This article was written by Greg Golding and Justin McDonnell.
In the United States, it is not unusual for class actions to involve information uncovered through whistleblowers. To date a limited number of Australian class actions have followed whistleblower disclosures.
Reform of Australia’s corporate whistleblower laws is a regulatory priority in 2017. More effective laws to protect and encourage corporate whistleblowing can therefore be expected to lead to an increase in class actions. Certainly with the introduction of the Queensland class action legislation and the widely publicised twenty-fifth anniversary of the Federal Court regime, reforms in whistleblowing will be closely watched.

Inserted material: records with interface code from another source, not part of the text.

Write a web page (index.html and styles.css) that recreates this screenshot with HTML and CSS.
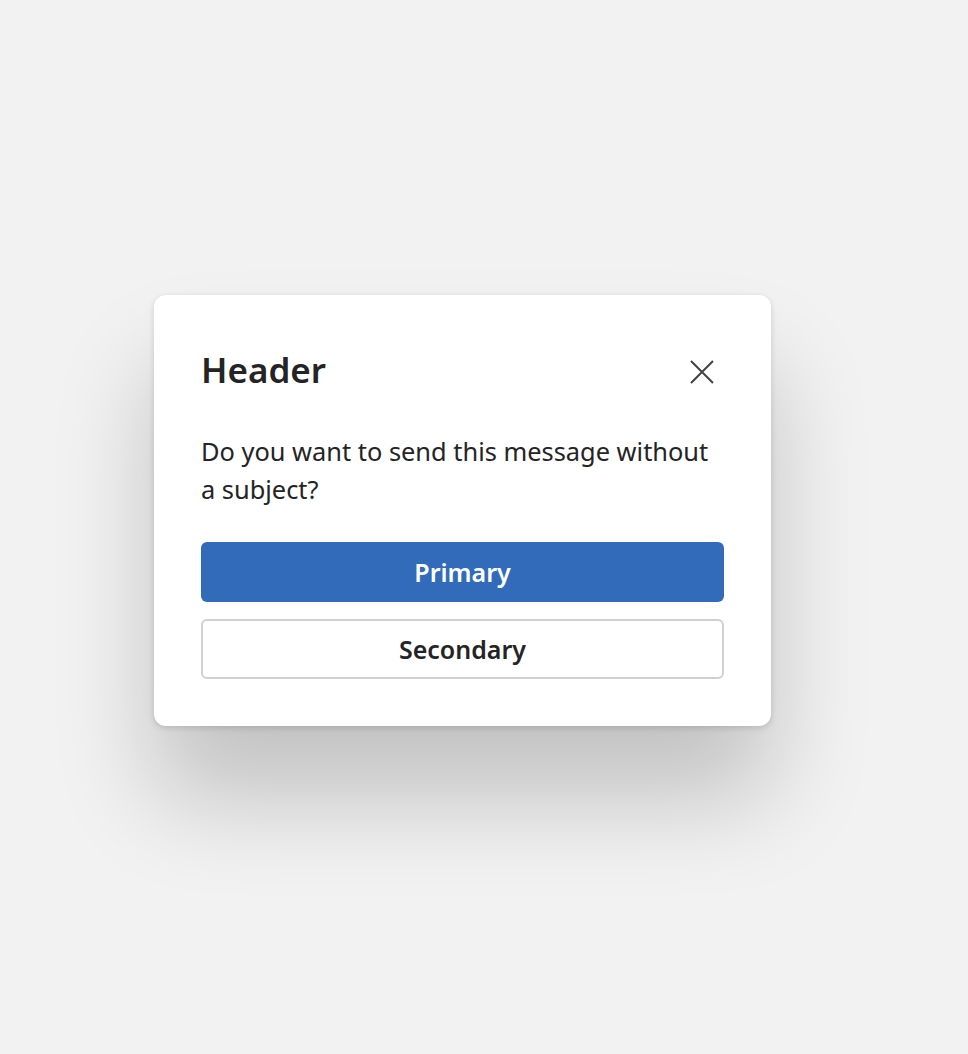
FILE: index.html
```html
<!DOCTYPE html>
<html lang="en">
<head>
    <meta charset="UTF-8">
    <meta name="viewport" content="width=device-width, initial-scale=1.0">
    <title>Dialog</title>
    <link rel="stylesheet" href="styles.css">
</head>
<body>
    <section class="dialog" role="dialog" aria-labelledby="dialog-title">
        <header class="dialog-head">
            <h1 id="dialog-title">Header</h1>
            <button class="close" aria-label="Close">
                <svg width="24" height="24" viewBox="0 0 24 24">
                    <path d="M1 1 L23 23 M23 1 L1 23" stroke="#424242" stroke-width="2" fill="none"/>
                </svg>
            </button>
        </header>
        <p class="dialog-body">Do you want to send this message without a subject?</p>
        <div class="actions">
            <button class="btn primary">Primary</button>
            <button class="btn secondary">Secondary</button>
        </div>
    </section>
</body>
</html>
```

FILE: styles.css
```css
html {
    background-color: #f2f2f2;
}

body {
    margin: 0;
    min-height: 100vh;
    box-sizing: border-box;
    padding: 295px 0 0 154px;
    background-color: #f2f2f2;
    font-family: 'Noto Sans', 'Open Sans', sans-serif;
    color: #242424;
}

.dialog {
    width: 523px;
    padding: 47px;
    background-color: #fff;
    border-radius: 12px;
    box-shadow: 0 72px 100px rgba(0, 0, 0, 0.2), 0 2px 6px rgba(0, 0, 0, 0.14);
}

.dialog-head {
    display: flex;
    justify-content: space-between;
    align-items: center;
    height: 56px;
}

.dialog-head h1 {
    margin: 0;
    font-size: 35px;
    font-weight: 600;
    line-height: 56px;
}

.close {
    border: 0;
    background: none;
    padding: 0;
    margin: 3px 10px 0 0;
    width: 24px;
    height: 24px;
    display: flex;
}

.dialog-body {
    margin: 34px 0 34px;
    font-size: 25.4px;
    line-height: 38px;
}

.actions {
    display: flex;
    flex-direction: column;
    gap: 17px;
}

.btn {
    height: 60px;
    border-radius: 6px;
    font-family: inherit;
    font-size: 25px;
    font-weight: 600;
}

.primary {
    background-color: #316bb9;
    border: 0;
    color: #fff;
}

.secondary {
    background-color: #fff;
    border: 2px solid #d1d1d1;
    color: #242424;
}
```
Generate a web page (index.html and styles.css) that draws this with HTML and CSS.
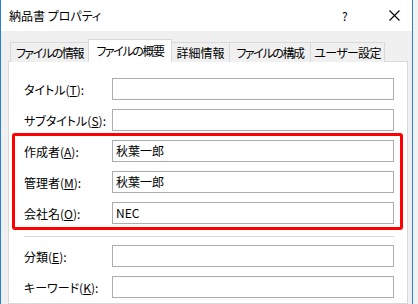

The corporate whistleblower laws currently contained in the Corporations Act (Part 9.4AAA) have been described as ineffective because:
- the scope of protections only extend to existing employees and consultants;
- the protections only extend to breaches of the Corporations Act;
- the whistleblower is required to identify themselves; and
- the disclosure must be made in good faith.
It is only if these requirements are satisfied that the whistleblower receives statutory immunity from liability, protection against victimisation, confidentiality rights and compensation if there is employer retaliation.
It is probable that there will be changes to the regime, particularly given the prominence of whistleblowers in enforcement outcomes in overseas jurisdictions. Likely areas for legislative attention include the following:
- broader categories of persons who are protected as whistleblowers;
- a broadening of the regulators to whom protected whistleblowers disclosures can be made;
- removal of the requirement that the motive of the whistleblower be relevant to whistleblower protection;
- the possibility of facilitating anonymous whistleblowing; and
- easier and more cost effective access to legal remedies if employer retaliation is engaged in (including no risk of adverse cost orders).
All of these suggestions are likely to lead to greater protections for whistleblowers and open up the possibility of further class actions. Naturally, actions with a continuous disclosure focus would benefit from a wider whistleblowing regime. However, it could also be an emerging factor in class actions concerning product liability, against Government bodies for natural disasters or against institutions. Certainly, some of the recent Royal Commissions and Commissions of Inquiry demonstrate the powerful effect of people coming forward with evidence.
The most contentious issue to be debated as part of the reform agenda is whether Australia should introduce a whistleblower rewards system like the bounty system adopted by the Securities Exchange Commission in the United States in 2012. Under this regime whistleblowers are entitled to a 10% to 30% share of any penalty exceeding US$1 million paid by reason of information provided by the whistleblower. After a reasonably slow start (reflective of the lead time taken to pursue enforcement actions) significant payments of more than $130 million have now been made under this scheme. Last year Australia was the third largest source of tips to the SEC outside the United States.
An area of debate as regarding the bounty system in the United States was whether the SEC would require people to go through their own internal reporting first, before reporting to the SEC, because of the pressure placed on SEC resources by the number of employees coming forward. In the end, the SEC took the position that if whistleblowers report internally and then report within 120 days to the SEC, they could claim the SEC bounty (and claim the date of the original disclosure) but left it open for whistleblowers to go directly to the SEC. It remains to be seen how Australia’s legislators deal with determining the issue of rewarding whistleblowers.